Reduce one array cell per event — feeds each event's array to a reducer as if it were a bucket. Per-event in / per-event out.

// "Number of tags per event" — replace the array column with a count.
events.arrayAggregate('tags', 'count');

// Same, but keep the original array column too — append a new
// `tagCount` number column alongside.
events.arrayAggregate('tags', 'count', { as: 'tagCount' });

// Distinct values per event, deduped (keeps the array column).
events.arrayAggregate('tags', 'unique');

Full treatment, including custom reducers and the flatten-one-level semantics on array-kind sources, lives on Array columns.

LiveAggregation

The live counterpart to aggregate. Buckets close incrementally as the watermark advances:

import { LiveSeries, Sequence } from 'pond-ts';

const live = new LiveSeries({
  name: 'cpu',
  schema,
  retention: { maxAge: '1h' },
});

const agg = live.aggregate(Sequence.every('1m'), {
  cpu: 'avg',
  host: 'last',
});

// Closed buckets stream out.
agg.on('close', (event) => storeMetric(event));

// Provisional in-progress bucket on every contributing push.
agg.on('bucket', (event) => updateLiveTile(event));

// Snapshot at any time — includes the open bucket as the last row.
const snap = agg.snapshot();

LiveAggregation inherits the source's graceWindow for late-event tolerance at bucket closure.

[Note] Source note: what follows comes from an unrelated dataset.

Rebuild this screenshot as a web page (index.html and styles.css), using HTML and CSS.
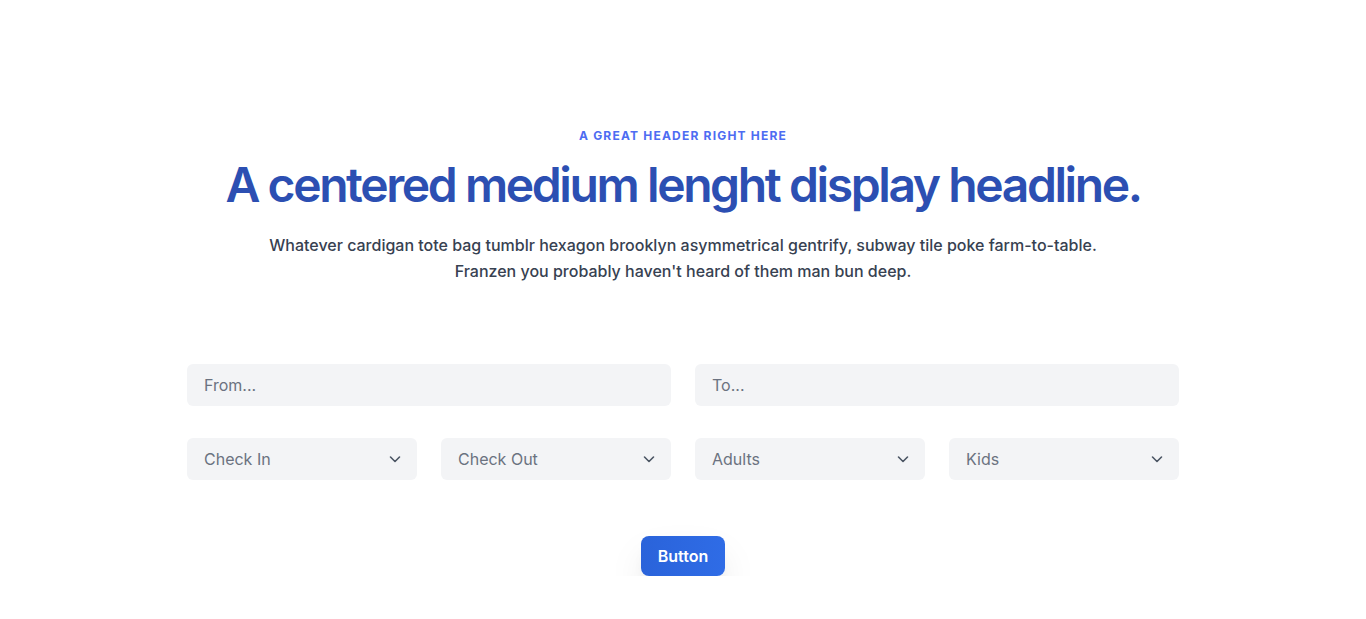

See Live transforms → Late-event scope for what that does and doesn't propagate further down the pipeline.

Method comparison

Method	Returns
aggregate(seq, mapping)	TimeSeries<S> — one row per bucket
reduce(col, reducer)	Wide ColumnValue | undefined
reduce(mapping)	Record<key, narrowed>
byColumn(col, binning, m)	Array<{ start, end, ...aggregates }> — one per value-bin
arrayAggregate(col, reducer)	TimeSeries<S> — one cell reduced per event
LiveAggregation(src, seq, m)	Stream of closed buckets + provisional bucket events

For groupBy and pivotByGroup see Reshaping — those are partition / long-to-wide ops, not collapses.

Compared to align

Same parameter shape (sequence + range), same output key shape (Interval-keyed grid), different reduction.

Question	Operator
"What's the rollup of every event in this bucket?"	aggregate(seq, mapping)
"What was the value at this grid point?"	align(seq, { method, sample })

// aggregate — one row per minute, value reduced from sources inside.
cpu.aggregate(Sequence.every('1m'), { cpu: 'avg' });

// align — one row per minute, value sampled from the source.
cpu.align(Sequence.every('1m'), { method: 'hold' });

For "average CPU per minute," aggregate is right. For a chart at one-minute resolution where every grid point should have a value, align is right. The two are complementary.

See Alignment for the sampling counterpart.